El último reducto

FERROL

20 nov 2016 . Actualizado a las 05:00 h.

Cuando era niño, por mi casa pasaban muchos pobres de pedir, casi siempre los sábados. Mi abuela tenía sus favoritos, que recibían de ella un trato preferente. Que yo recuerde, eran dos: una señora mayor, sin casa y sin familia, y un señor muy simpático, que pedía para poder comprar vino, y que siempre estaba contento, con una borrachera eterna, pero bien controlada. Cuando mi abuelo o mi padre le recriminaban a la abuela que le diese dinero para que lo gastase en vino, siempre respondía lo mismo: «Por lo menos vivirá un poco más contento».

Desde hace unos años yo también tengo un pobre favorito, que ahora mismo me tiene preocupado porque hace ya semanas que no está en su lugar habitual de trabajo, la puerta de un supermercado de la ciudad. Me temo que su cuerpo, debilitado por el alcohol, y sus pulmones, achicharrados por el tabaco, hayan dicho basta ante los primeros fríos. Con su figura menuda, prematuramente avejentada, allí estaba cada día puntualmente, aunque sin demasiado entusiasmo por conseguir una limosna. Era correcto, pero no servil. Saludaba a las señoras y también cuidaba del perro de alguna mientras ella hacía la compra. Pero lo que de verdad le gustaba, además del vino, era leer. Se pasaba las horas arrimado a la pared, con una novela en una mano y un pitillo en la otra. Mi acercamiento a él empezó por los libros. Era un devoto de las viejas novelas del Oeste, que conseguía en las ferias, pero las alternaba con lecturas más sólidas, novelas de aventuras de los grandes clásicos del género. Lo que él necesitaba era evadirse, escapar de su triste realidad a través de la rendija que abría paso a su imaginación. Por los libros fue por lo que empezamos a cruzar algunas palabras cuando yo pasaba por el supermercado.
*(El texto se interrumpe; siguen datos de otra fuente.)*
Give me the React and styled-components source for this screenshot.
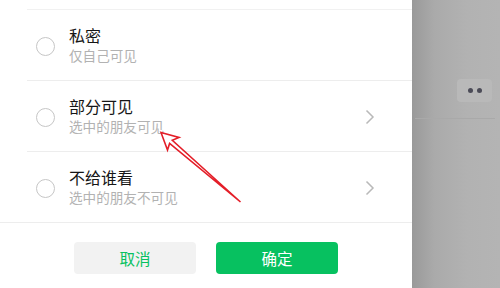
import React from "react";
import styled, { createGlobalStyle } from "styled-components";

const Global = createGlobalStyle`
  html, body { margin: 0; padding: 0; }
  body { font-family: "Noto Sans CJK SC", "Noto Sans", sans-serif; }
`;

const Screen = styled.div`
  position: relative;
  display: flex;
  width: 500px;
  height: 288px;
  overflow: hidden;
`;

const Panel = styled.div`
  width: 412px;
  background: #ffffff;
  display: flex;
  flex-direction: column;
  padding-top: 9px;
  box-sizing: border-box;
`;

const List = styled.div`
  margin-left: 27px;
  border-top: 1px solid #f1f1f1;
`;

const Row = styled.div`
  display: flex;
  align-items: center;
  height: 70px;
  margin-left: ${(p) => (p.$last ? "-27px" : "0")};
  padding-left: ${(p) => (p.$last ? "36px" : "9px")};
  padding-right: 37px;
  border-bottom: 1px solid #ededed;
`;

const Radio = styled.span`
  width: 17px;
  height: 17px;
  border: 1.3px solid #c6c6c6;
  border-radius: 50%;
  flex: none;
  margin-top: 2px;
`;

const Texts = styled.div`
  flex: 1;
  margin-left: 14px;
  display: flex;
  flex-direction: column;
  margin-top: -1px;
`;

const Title = styled.div`
  font-size: 16px;
  line-height: 21px;
  color: #161616;
`;

const Sub = styled.div`
  font-size: 13.6px;
  line-height: 18px;
  color: #b2b2b2;
`;

const Chevron = () => (
  <svg width="10" height="16" viewBox="0 0 10 16" style={{ flex: "none", marginTop: 2 }}>
    <path d="M1.5 1.5 L8 8 L1.5 14.5" fill="none" stroke="#b9b9b9" strokeWidth="1.5" />
  </svg>
);

const Footer = styled.div`
  display: flex;
  justify-content: center;
  gap: 20px;
  padding-top: 19px;
`;

const Button = styled.button`
  width: 122px;
  height: 32px;
  border: none;
  border-radius: 4px;
  font-family: inherit;
  font-size: 15.5px;
  background: ${(p) => (p.$primary ? "#07c160" : "#f2f2f2")};
  color: ${(p) => (p.$primary ? "#ffffff" : "#07c160")};
  padding: 0;
`;

const Side = styled.div`
  flex: 1;
  background: linear-gradient(to right, #999999 0px, #aaaaaa 22px, #b2b2b2 55px, #b4b4b4 100%);
  display: flex;
  flex-direction: column;
  align-items: flex-end;
  padding-top: 79px;
  padding-right: 8px;
  box-sizing: border-box;
`;

const DotButton = styled.div`
  width: 35px;
  height: 23px;
  border-radius: 4px;
  background: #b9b9b9;
  display: flex;
  align-items: center;
  justify-content: center;
  gap: 4px;
`;

const Dot = styled.span`
  width: 5px;
  height: 5px;
  border-radius: 50%;
  background: #4b4b57;
`;

const SideLine = styled.div`
  align-self: stretch;
  margin-left: 3px;
  margin-right: -3px;
  margin-top: 16px;
  height: 1px;
  background: #a9a9a9;
`;

const Overlay = styled.svg`
  position: absolute;
  left: 0;
  top: 0;
  pointer-events: none;
`;

const rows = [
  { title: "私密", sub: "仅自己可见", arrow: false },
  { title: "部分可见", sub: "选中的朋友可见", arrow: true },
  { title: "不给谁看", sub: "选中的朋友不可见", arrow: true },
];

export default function App() {
  return (
    <>
      <Global />
      <Screen>
        <Panel>
          <List>
            {rows.map((r, i) => (
              <Row key={r.title} $last={i === rows.length - 1}>
                <Radio />
                <Texts>
                  <Title>{r.title}</Title>
                  <Sub>{r.sub}</Sub>
                </Texts>
                {r.arrow && <Chevron />}
              </Row>
            ))}
          </List>
          <Footer>
            <Button>取消</Button>
            <Button $primary>确定</Button>
          </Footer>
        </Panel>
        <Side>
          <DotButton>
            <Dot />
            <Dot />
          </DotButton>
          <SideLine />
        </Side>
        <Overlay width="500" height="288" viewBox="0 0 500 288">
          <polygon
            points="161,132.5 179,137.5 172.3,140.3 240.5,202 169.6,143.4 167.5,150"
            fill="rgba(255,255,255,0.6)"
            stroke="#e41e28"
            strokeWidth="1.6"
            strokeLinejoin="miter"
          />
        </Overlay>
      </Screen>
    </>
  );
}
Y así, sin pretenderlo, me fui enterando de que antes de estar pidiendo limosna anduvo con su currículum de trabajo recorriendo ciudades inhóspitas sin ningún resultado. Y que antes de ser un desempleado crónico, fue un albañil especializado en poner azulejos. La crisis de la construcción lo puso frente al espejo del infortunio. Y así, antes de ser el alcohólico tranquilo y escéptico que era ahora, había sido un borracho ocasional, pero violento y desagradable. Y antes de ser un marido abandonado, tenía una casa bien alicatada y dos chicos que le llamaban papá. Y mucho antes de ser un hombre derrotado, con una memoria sin recuerdos y esquivo en el trato con la gente, había sido una persona sociable, que compartía el tiempo libre con los suyos y con los amigos de toda la vida, gente sencilla y trabajadora. Siempre le gustaron, decía con inocencia, los héroes que se enfrentaban a las dificultades sabiendo desde el primer momento lo que tenían que hacer y lo que debían evitar. Pero, claro, eran personajes de libros en un paisaje de ficción... Le gustaría a él ver cómo resolvían los problemas insospechados que la vida nos va planteando… Pero, realmente, a este pobre ya le daba todo igual. Aceptaba, con la sabiduría resignada del perdedor, estar en la última curva de un camino jalonado de derrotas. El destino, siempre cicatero con los débiles, lo había conducido hasta la puerta de ese supermercado. Las aventuras de los héroes novelescos mantenían, por un hilo, sus ganas de vivir. Sobrevivía sostenido por su imaginación, la única protección que nadie le ha podido arrebatar.